The Strange Life and Bizarre Disappearance of John Iverson

The Absolute Sound, June/July 1994

Even among the wild personalities who populated the early (and some say halcyon) days of High End Audio in the 1980s and 90s, John Iverson was a standout – a loud, brash, profane iconoclast who greeted visitors to his CES demo room clutching a bottle of Jack Daniels. He was also a true genius, a self-trained engineer whose solid-state amplifiers were lauded by critics and whose reputation for thinking outside the box preceded him. So did his penchant for story-telling, to the point where people took for granted that anything he said, particularly about his own past, was suspect at best. Then, in early 1991, word began circulating that Iverson had mysteriously disappeared from his home in Lake Havasu City, Arizona, abducted by person or persons unknown. A police investigation failed to determine his whereabouts.
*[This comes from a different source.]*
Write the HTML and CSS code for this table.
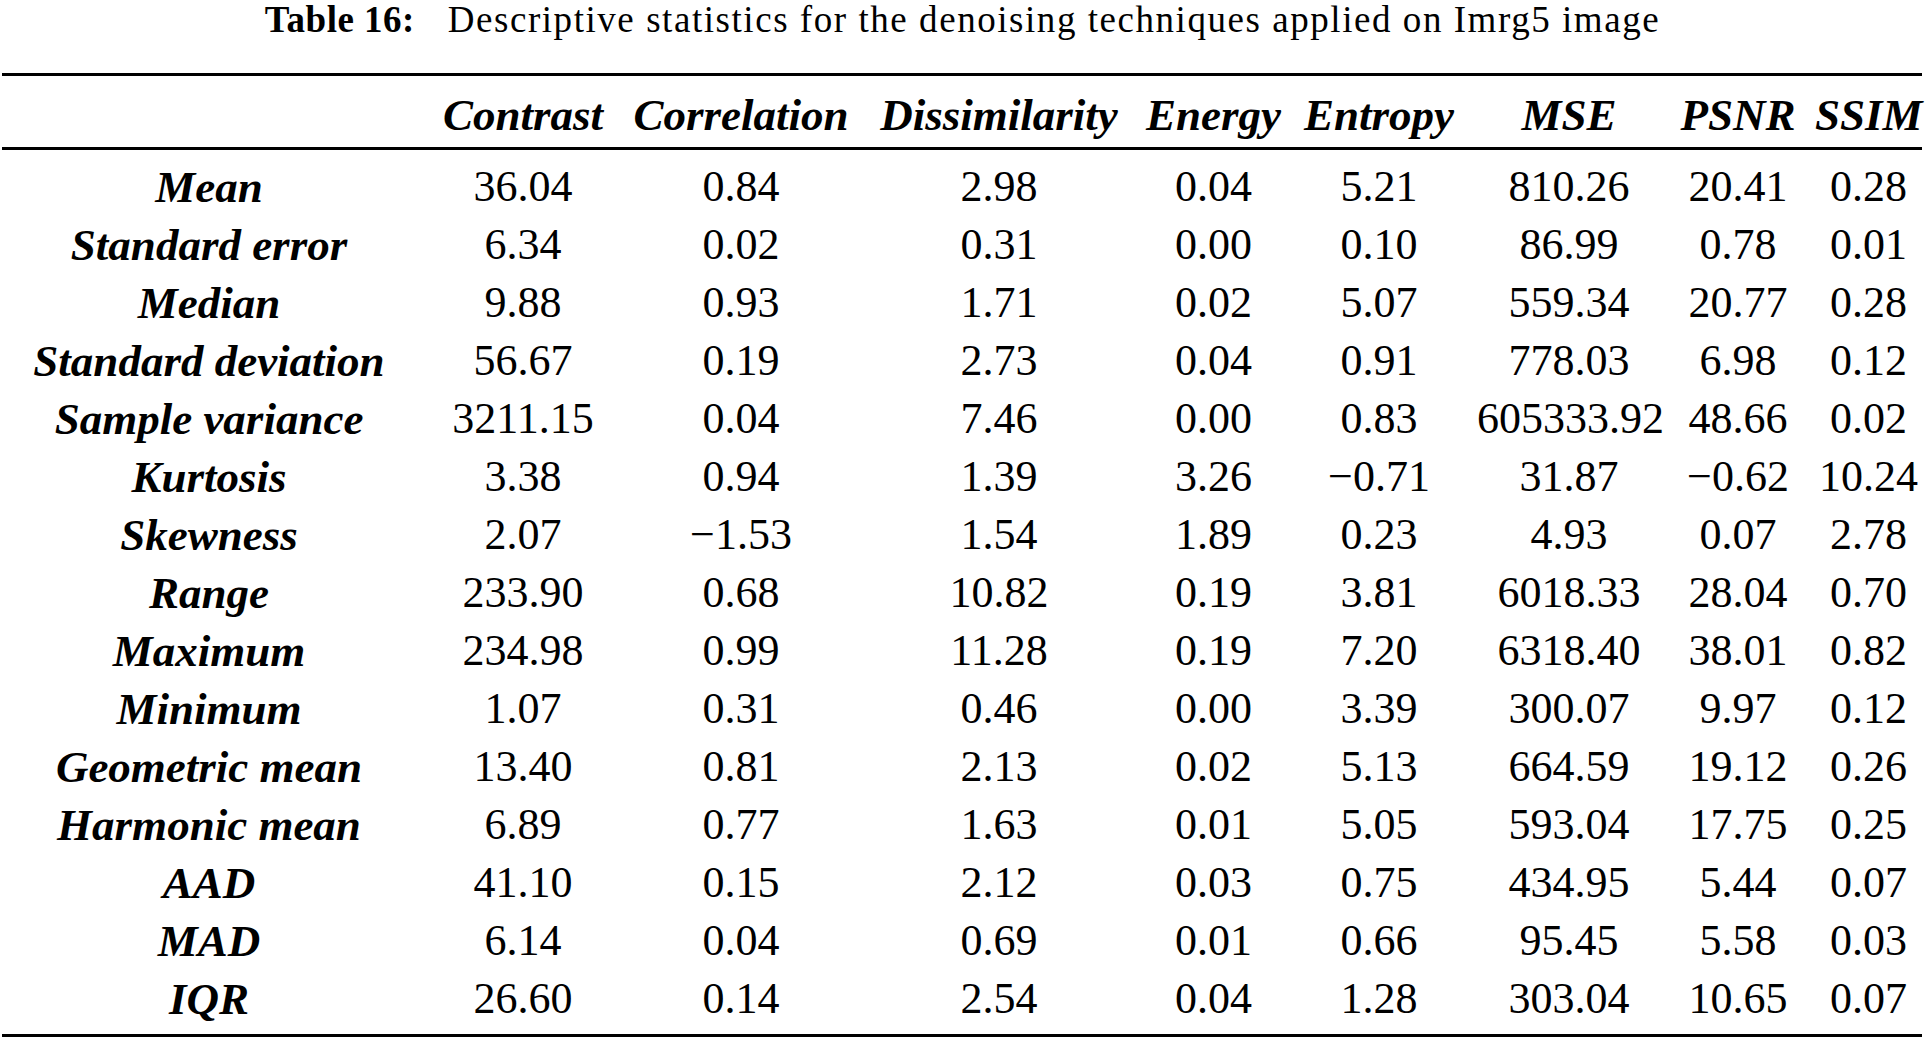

Harry Pearson, Jr., the founding editor and publisher of the high end audio journal The Absolute Sound, and my long-standing professional mentor and friend, asked me to look into the matter. I reported the story on the ground in Lake Havasu and in California, where I eventually tracked down Iverson’s ex-wife (who had played a role in the kidnapping drama), and interviewed by phone more than a dozen friends, relatives, and co-workers who had known Iverson through the years and could paint a clearer picture of the man. The crazy story that emerged about the night of the disappearance and the days that preceded it, cast against the history of Iverson’s life, was “can’t make this up” non-fiction. I never did get definitive proof of what happened to him, but the preponderance of evidence–along with the account of what I deemed a particularly credible source–suggests he faked his own disappearance.